L'ambassadeur de Lituanie en Suède, Linas Linkevicius, a sans doute voulu plaisanter en postant sur X une photo du pont de Crimée, d'un missile en train de décoller et de Vladimir Poutine, accompagnées du texte:
If someone hasn't had a chance to take a photo at the Kerch bridge, it's still time. pic.twitter.com/SH9SxejoTk
— Linas Linkevicius (@LinkeviciusL) April 27, 2024
Mais le tweet de Linkevicius n'a pas été bien accueilli à Moscou. Dmitry Polyanskiy, représentant adjoint de la Russie auprès des Nations unies, a mis en garde l'ex-ministre des Affaires étrangères lituanien: «Le jour du jugement suprême va arriver» et les «soumis baltes» regretteront de telles déclarations.
Il semble que la Russie soit de plus en plus nerveuse sur cette question. Vendredi, Maria Vladimirovna Zakharova, la porte-parole du ministère russe des Affaires étrangères, en a rajouté une couche:
Le pont avait été considérablement endommagé en 2022 lorsqu'un camion transportant des explosifs y avait explosé. Il a toutefois été réparé peu après. Depuis, les Ukrainiens n'ont cessé de tenter de couper cet important lien avec le continent, notamment avec des drones maritimes, sans succès jusqu'à présent.

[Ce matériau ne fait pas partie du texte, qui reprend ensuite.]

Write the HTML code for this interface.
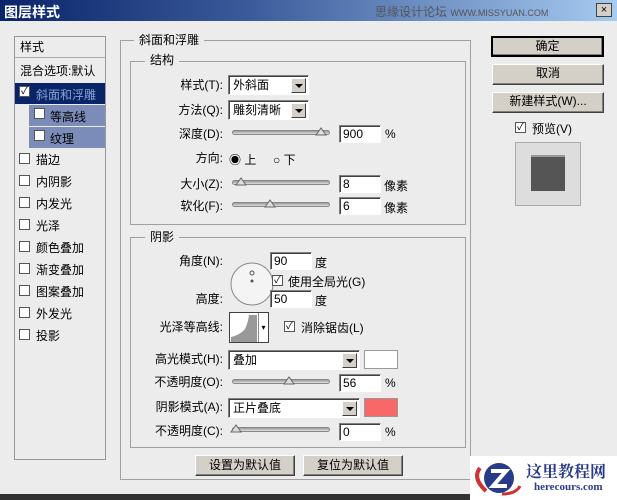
<!DOCTYPE html>
<html><head><meta charset="utf-8"><style>
*{margin:0;padding:0;box-sizing:border-box}
body{width:617px;height:500px;background:#ececec;font-family:"Liberation Sans","Noto Sans CJK SC",sans-serif;font-size:12px;color:#000;position:relative;overflow:hidden}
.a{position:absolute;white-space:nowrap}
.lbl{position:absolute;text-align:right;width:110px;line-height:14px}
.grp{position:absolute;border:1px solid #a0a0a0}
.gt{position:absolute;background:#ececec;padding:0 5px;line-height:14px}
.in{position:absolute;background:#fff;border:1px solid;border-color:#808080 #fff #fff #808080;box-shadow:inset 1px 1px 0 #404040;height:18px;line-height:16px;padding-left:3px}
.dd{position:absolute;background:#fff;border:1px solid;border-color:#808080 #fff #fff #808080;box-shadow:inset 1px 1px 0 #404040;height:20px;line-height:18px;padding-left:4px}
.dd i{position:absolute;right:2px;top:2px;width:15px;height:15px;background:#d4d0c8;border:1px solid;border-color:#fff #404040 #404040 #fff}
.dd i:after{content:"";position:absolute;left:3px;top:5px;border:4px solid transparent;border-top:4px solid #000;border-bottom:0}
.tr{position:absolute;height:5px;width:98px;background:linear-gradient(#999,#ddd);border-radius:3px;border:1px solid #888}
.th{position:absolute;width:12px;height:9px;top:-4px}
.cb{position:absolute;width:11px;height:11px;background:#fff;border:1px solid #555;font-size:10px;line-height:9px;text-align:center}
.btn{position:absolute;background:#d4d0c8;border:1px solid;border-color:#fff #404040 #404040 #fff;box-shadow:inset -1px -1px 0 #808080;text-align:center;line-height:17px}
</style></head><body>
<div class="a" style="left:0;top:0;width:617px;height:21px;background:linear-gradient(90deg,#0a246a,#3a5a9a 40%,#a6caf0);"></div>
<div class="a" style="left:4px;top:2px;color:#fff;font-weight:bold;font-size:14px">图层样式</div>
<div class="a" style="left:375px;top:3px;color:#555;font-size:12px">思缘设计论坛 <span style="font-size:9px">WWW.MISSYUAN.COM</span></div>
<div class="a" style="left:596px;top:3px;width:16px;height:14px;background:#d4d0c8;border:1px solid #404040;font-size:11px;text-align:center;line-height:12px">×</div>

<!-- left list -->
<div class="a" style="left:14px;top:36px;width:92px;height:424px;background:#ececec;border:1px solid #999"></div>
<div class="a" style="left:20px;top:38px">样式</div>
<div class="a" style="left:15px;top:57px;width:90px;border-top:1px solid #aaa"></div>
<div class="a" style="left:20px;top:62px">混合选项:默认</div>
<div class="a" style="left:15px;top:83px;width:90px;height:21px;background:#0a246a"></div>
<div class="cb" style="left:19px;top:86px">✓</div>
<div class="a" style="left:36px;top:86px;color:#8aa0d0">斜面和浮雕</div>
<div class="a" style="left:29px;top:105px;width:76px;height:21px;background:#7c8cb8"></div>
<div class="cb" style="left:34px;top:108px"></div><div class="a" style="left:50px;top:108px">等高线</div>
<div class="a" style="left:29px;top:127px;width:76px;height:21px;background:#7c8cb8"></div>
<div class="cb" style="left:34px;top:130px"></div><div class="a" style="left:50px;top:130px">纹理</div>
<div class="cb" style="left:19px;top:153px"></div><div class="a" style="left:36px;top:151px">描边</div>
<div class="cb" style="left:19px;top:175px"></div><div class="a" style="left:36px;top:173px">内阴影</div>
<div class="cb" style="left:19px;top:197px"></div><div class="a" style="left:36px;top:195px">内发光</div>
<div class="cb" style="left:19px;top:219px"></div><div class="a" style="left:36px;top:217px">光泽</div>
<div class="cb" style="left:19px;top:241px"></div><div class="a" style="left:36px;top:239px">颜色叠加</div>
<div class="cb" style="left:19px;top:263px"></div><div class="a" style="left:36px;top:261px">渐变叠加</div>
<div class="cb" style="left:19px;top:285px"></div><div class="a" style="left:36px;top:283px">图案叠加</div>
<div class="cb" style="left:19px;top:307px"></div><div class="a" style="left:36px;top:305px">外发光</div>
<div class="cb" style="left:19px;top:329px"></div><div class="a" style="left:36px;top:327px">投影</div>

<!-- groups -->
<div class="grp" style="left:120px;top:40px;width:351px;height:440px"></div>
<div class="gt" style="left:134px;top:33px">斜面和浮雕</div>
<div class="grp" style="left:130px;top:61px;width:336px;height:164px"></div>
<div class="gt" style="left:145px;top:53px">结构</div>
<div class="grp" style="left:130px;top:237px;width:336px;height:211px"></div>
<div class="gt" style="left:145px;top:230px">阴影</div>

<div class="lbl" style="left:113px;top:78px">样式(T):</div>
<div class="dd" style="left:228px;top:75px;width:81px">外斜面<i></i></div>
<div class="lbl" style="left:113px;top:103px">方法(Q):</div>
<div class="dd" style="left:228px;top:100px;width:81px">雕刻清晰<i></i></div>
<div class="lbl" style="left:113px;top:127px">深度(D):</div>
<div class="tr" style="left:232px;top:130px"><svg class="th" style="left:82px" viewBox="0 0 12 9"><path d="M1 8L6 1L11 8Z" fill="#ddd" stroke="#666"/></svg></div>
<div class="in" style="left:339px;top:125px;width:42px">900</div><div class="a" style="left:385px;top:127px">%</div>
<div class="lbl" style="left:113px;top:151px">方向:</div>
<div class="a" style="left:229px;top:151px">◉ 上 &nbsp;&nbsp;&nbsp;&nbsp;○ 下</div>
<div class="lbl" style="left:113px;top:177px">大小(Z):</div>
<div class="tr" style="left:232px;top:180px"><svg class="th" style="left:2px" viewBox="0 0 12 9"><path d="M1 8L6 1L11 8Z" fill="#ddd" stroke="#666"/></svg></div>
<div class="in" style="left:339px;top:175px;width:42px">8</div><div class="a" style="left:384px;top:177px">像素</div>
<div class="lbl" style="left:113px;top:199px">软化(F):</div>
<div class="tr" style="left:232px;top:202px"><svg class="th" style="left:31px" viewBox="0 0 12 9"><path d="M1 8L6 1L11 8Z" fill="#ddd" stroke="#666"/></svg></div>
<div class="in" style="left:339px;top:197px;width:42px">6</div><div class="a" style="left:384px;top:199px">像素</div>

<div class="lbl" style="left:113px;top:254px">角度(N):</div>
<svg class="a" style="left:230px;top:262px" width="44" height="44"><circle cx="22" cy="22" r="21" fill="#f4f4f4" stroke="#888"/><circle cx="22" cy="11" r="2" fill="none" stroke="#555"/><circle cx="22" cy="19" r="1.5" fill="#555"/></svg>
<div class="in" style="left:270px;top:252px;width:42px">90</div><div class="a" style="left:315px;top:254px">度</div>
<div class="cb" style="left:272px;top:275px">✓</div><div class="a" style="left:288px;top:273px">使用全局光(G)</div>
<div class="lbl" style="left:113px;top:292px">高度:</div>
<div class="in" style="left:270px;top:290px;width:42px">50</div><div class="a" style="left:315px;top:292px">度</div>
<div class="lbl" style="left:113px;top:320px">光泽等高线:</div>
<div class="a" style="left:229px;top:312px;width:40px;height:31px;background:#fff;border:1px solid #404040"><svg width="28" height="29" style="position:absolute;left:0;top:0"><path d="M1 29L1 24Q10 22 15 16Q18 10 19 2L27 2L27 29Z" fill="#999"/></svg><div style="position:absolute;right:0;top:0;width:10px;height:29px;border-left:1px solid #888;font-size:8px;line-height:29px;text-align:center">▾</div></div>
<div class="cb" style="left:284px;top:321px">✓</div><div class="a" style="left:301px;top:319px">消除锯齿(L)</div>
<div class="lbl" style="left:113px;top:352px">高光模式(H):</div>
<div class="dd" style="left:228px;top:350px;width:132px">叠加<i></i></div>
<div class="a" style="left:364px;top:350px;width:34px;height:19px;background:#fff;border:1px solid #999"></div>
<div class="lbl" style="left:113px;top:375px">不透明度(O):</div>
<div class="tr" style="left:232px;top:379px"><svg class="th" style="left:50px" viewBox="0 0 12 9"><path d="M1 8L6 1L11 8Z" fill="#ddd" stroke="#666"/></svg></div>
<div class="in" style="left:339px;top:374px;width:42px">56</div><div class="a" style="left:385px;top:376px">%</div>
<div class="lbl" style="left:113px;top:400px">阴影模式(A):</div>
<div class="dd" style="left:228px;top:398px;width:132px">正片叠底<i></i></div>
<div class="a" style="left:364px;top:398px;width:34px;height:19px;background:#f86868;border:1px solid #999"></div>
<div class="lbl" style="left:113px;top:424px">不透明度(C):</div>
<div class="tr" style="left:232px;top:427px"><svg class="th" style="left:-3px" viewBox="0 0 12 9"><path d="M1 8L6 1L11 8Z" fill="#ddd" stroke="#666"/></svg></div>
<div class="in" style="left:339px;top:423px;width:42px">0</div><div class="a" style="left:385px;top:425px">%</div>

<div class="btn" style="left:195px;top:455px;width:100px;height:21px;line-height:19px">设置为默认值</div>
<div class="btn" style="left:303px;top:455px;width:100px;height:21px;line-height:19px">复位为默认值</div>

<div class="btn" style="left:491px;top:36px;width:113px;height:21px;border:2px solid #000;line-height:17px">确定</div>
<div class="btn" style="left:492px;top:64px;width:112px;height:21px">取消</div>
<div class="btn" style="left:492px;top:92px;width:112px;height:21px">新建样式(W)...</div>
<div class="cb" style="left:515px;top:122px">✓</div><div class="a" style="left:532px;top:120px">预览(V)</div>
<div class="a" style="left:515px;top:142px;width:66px;height:64px;background:#ddd;border:1px solid #aaa"></div>
<div class="a" style="left:531px;top:155px;width:34px;height:36px;background:#555;border-top:2px solid #999"></div>

<div class="a" style="left:0;top:494px;width:617px;height:6px;background:#333"></div>
<div class="a" style="left:470px;top:456px;width:147px;height:44px;background:#fff"></div>
<svg class="a" style="left:472px;top:458px" width="50" height="40"><path d="M8 10Q0 20 14 33" stroke="#c33" stroke-width="4" fill="none"/><circle cx="27" cy="20" r="15" fill="#2a3a8a"/><path d="M19 13H34L21 28H35" stroke="#fff" stroke-width="4" fill="none"/><path d="M30 36Q44 36 48 28" stroke="#c33" stroke-width="3" fill="none"/></svg>
<div class="a" style="left:526px;top:459px;color:#2a3a8a;font-weight:bold;font-size:16px;font-family:'Noto Serif CJK SC',serif">这里教程网</div>
<div class="a" style="left:534px;top:481px;color:#2a3a8a;font-weight:bold;font-size:11px;font-family:'Liberation Serif',serif">herecours.com</div>
</body></html>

Mais cela pourrait changer. Les Etats-Unis ont annoncé l'envoi de nouveaux missiles ATACMS en Ukraine. Ceux-ci n'arriverait actuellement pas à atteindre le pont, mais ils pourraient attaquer les défenses aériennes russes en Crimée. En termes de portée, il serait possible de frapper le pont avec des missiles Taurus allemands, qui peuvent parcourir jusqu'à 500 kilomètres. Mais le chancelier allemand Olaf Scholz continuer à s'opposer à leur livraison.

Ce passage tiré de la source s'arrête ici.